ASSUNTO: Vícios de Inconstitucionalidade Material, Inadequação Técnica e Ofensa à Soberania Nacional no Substitutivo ao PL nº 1.024/20.
PARA: Exmo. Sr. Deputado Federal
MEMBRO: Comissão de Constituição, Justiça e Cidadania (CCJC)
I. CONSIDERAÇÕES INICIAIS E CONTEXTO NA CCJC
O Projeto de Lei (PL) nº 1.024/20, proposto pelo Ex-Ministro Paulo Guedes, após receber alterações nas comissões de Trabalho, de Administração e Serviço Público (CTASP) e Finanças e Tributação (CFT), tramita agora na CCJC. No dia 09 de dezembro de 2025, o Relator da matéria, Deputado Cleber Verde, protocolou seu voto admitindo “imperfeições redacionais e falhas técnicas” no substitutivo, mas alegando a inexistência de afronta aos princípios constitucionais.

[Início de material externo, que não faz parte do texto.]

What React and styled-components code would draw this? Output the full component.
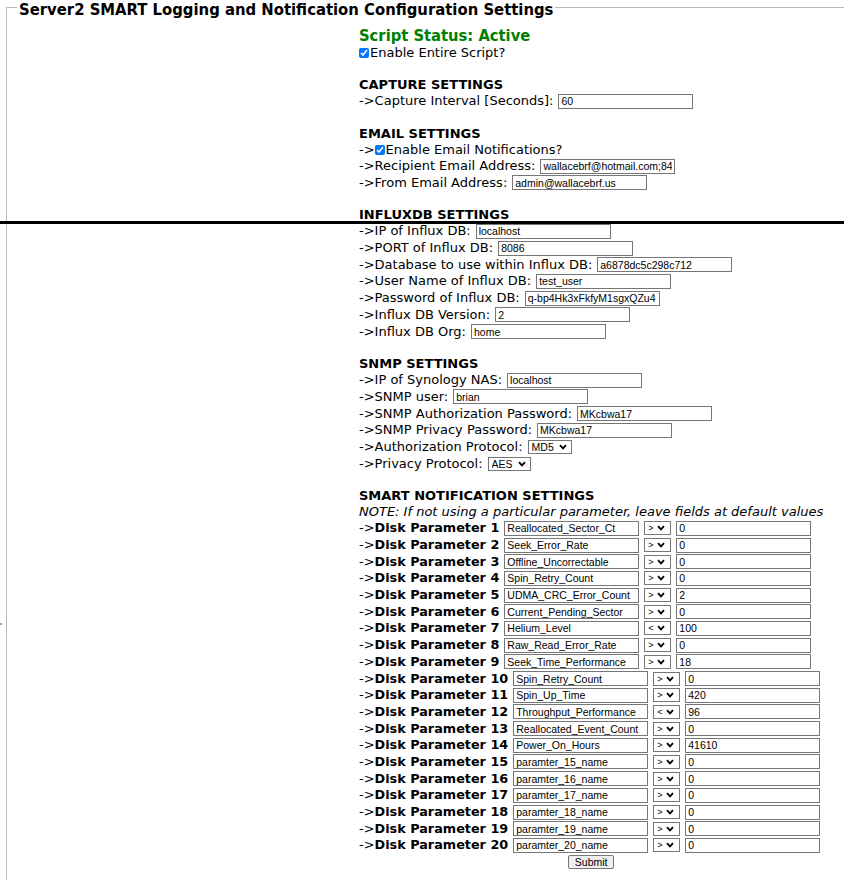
import React from 'react';
import styled, { createGlobalStyle } from 'styled-components';

const GlobalStyle = createGlobalStyle`
    html, body {
        margin: 0;
        padding: 0;
        overflow: hidden;
        background: #fff;
    }
    body {
        font-family: 'DejaVu Sans', Verdana, sans-serif;
        font-size: 13px;
        color: #000;
    }
`;

const Page = styled.div`
    position: relative;
    width: 844px;
    height: 880px;
    overflow: hidden;
`;
const Frame = styled.fieldset`
    margin: -4px -20px 0 6px;
    padding: 0 0 20px 0;
    border: 1px solid #b8b8b8;
    min-width: 0;
`;
const Legend = styled.legend`
    margin-left: 10px;
    padding: 6px 2px 0;
    font-family: 'DejaVu Sans Condensed', 'DejaVu Sans', sans-serif;
    font-size: 16.5px;
    line-height: 16px;
    font-weight: bold;
    white-space: nowrap;
`;
const Content = styled.div`
    display: flex;
    flex-direction: column;
    width: fit-content;
    margin-left: 352px;
`;
const Status = styled.div`
    margin-top: 8px;
    font-family: 'DejaVu Sans Condensed', 'DejaVu Sans', sans-serif;
    font-size: 16.4px;
    line-height: 19px;
    font-weight: bold;
    color: #008000;
`;
const Line = styled.div`
    display: flex;
    align-items: center;
    height: 16px;
    line-height: 16px;
    white-space: nowrap;
    margin-top: ${(props) => (props.$gap ? '16px' : '0')};
`;
const Heading = styled(Line)`
    font-weight: bold;
`;
const Note = styled(Line)`
    font-style: italic;
`;
const Row = styled.div`
    display: flex;
    align-items: center;
    gap: 5px;
    height: 16.7px;
    line-height: 16px;
    white-space: nowrap;
`;
const Label = styled.span``;
const Strong = styled.b`
    font-size: 12.8px;
`;
const Check = styled.input`
    width: 10px;
    height: 10px;
    margin: 0 1px 0 0;
`;
const TextInput = styled.input`
    box-sizing: border-box;
    width: 135px;
    height: 15px;
    padding: 0 2px;
    border: 1px solid #767676;
    border-radius: 0;
    font-family: 'Liberation Sans', Arial, sans-serif;
    font-size: 10.5px;
    color: #000;
    background: #fff;
    outline: none;
`;
const SelectBox = styled.span`
    display: inline-flex;
    align-items: center;
    gap: ${(props) => (props.$small ? '3px' : '4px')};
    box-sizing: border-box;
    height: 14px;
    padding: ${(props) => (props.$small ? '0 5px 0 3px' : '0 4px 0 3px')};
    border: 1px solid #767676;
    background: #fff;
`;
const NativeSelect = styled.select`
    appearance: none;
    border: none;
    background: transparent;
    padding: 0;
    margin: 0;
    font-family: 'Liberation Sans', Arial, sans-serif;
    font-size: ${(props) => (props.$small ? '9px' : '10.5px')};
    color: #000;
    outline: none;
`;
const SubmitRow = styled.div`
    display: flex;
    justify-content: center;
    align-items: center;
    height: 16.7px;
`;
const SubmitButton = styled.button`
    box-sizing: border-box;
    height: 14px;
    padding: 0 6px;
    border: 1px solid #767676;
    border-radius: 2px;
    background: #efefef;
    font-family: 'Liberation Sans', Arial, sans-serif;
    font-size: 10.5px;
    line-height: 12px;
    color: #000;
`;
const Divider = styled.div`
    position: absolute;
    left: 0;
    right: 0;
    top: 221px;
    height: 3px;
    background: #000;
    z-index: 2;
`;
const Speck = styled.div`
    position: absolute;
    left: 0;
    top: 623px;
    width: 2px;
    height: 2px;
    background: #8bc34a;
`;

function Chevron() {
    return (
        <svg width="8" height="6" viewBox="0 0 8 6">
            <path d="M1 1.2 L4 4.4 L7 1.2" fill="none" stroke="#000" strokeWidth="1.8" />
        </svg>
    );
}

function Dropdown({ value, options, small }) {
    return (
        <SelectBox $small={small}>
            <NativeSelect $small={small} defaultValue={value}>
                {options.map((o) => (
                    <option key={o} value={o}>
                        {o}
                    </option>
                ))}
            </NativeSelect>
            <Chevron />
        </SelectBox>
    );
}

function Field({ label, value }) {
    return (
        <Row>
            <Label>{'->' + label}</Label>
            <TextInput type="text" defaultValue={value} />
        </Row>
    );
}

const influx = [
    ['IP of Influx DB:', 'localhost'],
    ['PORT of Influx DB:', '8086'],
    ['Database to use within Influx DB:', 'a6878dc5c298c712'],
    ['User Name of Influx DB:', 'test_user'],
    ['Password of Influx DB:', 'q-bp4Hk3xFkfyM1sgxQZu4'],
    ['Influx DB Version:', '2'],
    ['Influx DB Org:', 'home'],
];

const snmp = [
    ['IP of Synology NAS:', 'localhost'],
    ['SNMP user:', 'brian'],
    ['SNMP Authorization Password:', 'MKcbwa17'],
    ['SNMP Privacy Password:', 'MKcbwa17'],
];

const params = [
    ['Reallocated_Sector_Ct', '>', '0'],
    ['Seek_Error_Rate', '>', '0'],
    ['Offline_Uncorrectable', '>', '0'],
    ['Spin_Retry_Count', '>', '0'],
    ['UDMA_CRC_Error_Count', '>', '2'],
    ['Current_Pending_Sector', '>', '0'],
    ['Helium_Level', '<', '100'],
    ['Raw_Read_Error_Rate', '>', '0'],
    ['Seek_Time_Performance', '>', '18'],
    ['Spin_Retry_Count', '>', '0'],
    ['Spin_Up_Time', '>', '420'],
    ['Throughput_Performance', '<', '96'],
    ['Reallocated_Event_Count', '>', '0'],
    ['Power_On_Hours', '>', '41610'],
    ['paramter_15_name', '>', '0'],
    ['paramter_16_name', '>', '0'],
    ['paramter_17_name', '>', '0'],
    ['paramter_18_name', '>', '0'],
    ['paramter_19_name', '>', '0'],
    ['paramter_20_name', '>', '0'],
];

export default function App() {
    return (
        <Page>
            <GlobalStyle />
            <Frame>
                <Legend>Server2 SMART Logging and Notification Configuration Settings</Legend>
                <Content>
                    <Status>Script Status: Active</Status>
                    <Line>
                        <Check type="checkbox" defaultChecked />
                        Enable Entire Script?
                    </Line>

                    <Heading $gap>CAPTURE SETTINGS</Heading>
                    <Field label="Capture Interval [Seconds]:" value="60" />

                    <Heading $gap>EMAIL SETTINGS</Heading>
                    <Line>
                        {'->'}
                        <Check type="checkbox" defaultChecked />
                        Enable Email Notifications?
                    </Line>
                    <Field label="Recipient Email Address:" value="wallacebrf@hotmail.com;84" />
                    <Field label="From Email Address:" value="admin@wallacebrf.us" />

                    <Heading $gap>INFLUXDB SETTINGS</Heading>
                    {influx.map(([l, v]) => (
                        <Field key={l} label={l} value={v} />
                    ))}

                    <Heading $gap>SNMP SETTINGS</Heading>
                    {snmp.map(([l, v]) => (
                        <Field key={l} label={l} value={v} />
                    ))}
                    <Row>
                        <Label>{'->Authorization Protocol:'}</Label>
                        <Dropdown value="MD5" options={['MD5', 'SHA']} />
                    </Row>
                    <Row>
                        <Label>{'->Privacy Protocol:'}</Label>
                        <Dropdown value="AES" options={['AES', 'DES']} />
                    </Row>

                    <Heading $gap>SMART NOTIFICATION SETTINGS</Heading>
                    <Note>NOTE: If not using a particular parameter, leave fields at default values</Note>
                    {params.map(([name, op, val], i) => (
                        <Row key={i}>
                            <Label>
                                {'->'}
                                <Strong>Disk Parameter {i + 1}</Strong>
                            </Label>
                            <TextInput type="text" defaultValue={name} />
                            <Dropdown small value={op} options={['>', '<', '=']} />
                            <TextInput type="text" defaultValue={val} />
                        </Row>
                    ))}
                    <SubmitRow>
                        <SubmitButton type="button">Submit</SubmitButton>
                    </SubmitRow>
                </Content>
            </Frame>
            <Divider />
            <Speck />
        </Page>
    );
}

A análise técnica deste novo substitutivo revela que as alterações substantivas são insuficientes e agravam questionamentos de inconstitucionalidade que atingem os princípios da Impessoalidade, Moralidade (Art. 37, CF) e Isonomia (Art. 5º, CF). A legislação essencial para o desenvolvimento nacional não pode ser aprovada com um texto legalmente “apequenado“, eivado de vícios de casuísmo e que beneficia diretamente atuais dirigentes em detrimento da categoria. É um texto que falha em proteger a engenharia brasileira contra a abertura indiscriminada do mercado.
II. ANÁLISE CRÍTICA: VÍCIOS DE INCONSTITUCIONALIDADE MATERIAL
1. Do Artigo 1º (Escopo, Isonomia Profissional e Gestão do Sistema)
O texto restringe a aplicação plena da lei às Engenharias e Agronomia, tratando as demais profissões do Sistema de forma secundária através da cláusula “no que couber”. Tal redação viola o Art. 5º (Isonomia Profissional) e o Art. 5º, XIII da Constituição Federal ao impor deveres sem a contrapartida integral dos direitos. É fundamental garantir a aplicação plena da Lei a todas as profissões fiscalizadas e assegurar um Plenário Federal que contemple a representação federativa e a proporcionalidade regional, combatendo o patrimonialismo na gestão.
2. Da Flagrante Inconstitucionalidade no Artigo 2º (Incisos II e III)
O texto incorre em vício insanável ao tratar de forma discricionária o exercício profissional, delegando indevidamente competências legislativas aos Conselhos:
- Violação da Reserva de Lei e Jurisprudência do STF: O Supremo Tribunal Federal possui entendimento consolidado de que a disciplina das condições para o exercício profissional é matéria de reserva legal absoluta. É vedado aos conselhos profissionais inovar no ordenamento ou criar requisitos de habilitação via resoluções ou convênios. Delegar a definição de qualificações a “convênios de intercâmbio” ou “critérios dos Conselhos” fere o Art. 5º, XIII da CF e o princípio da Separação dos Poderes. Conselhos não podem legislar onde a Constituição exige Lei Federal.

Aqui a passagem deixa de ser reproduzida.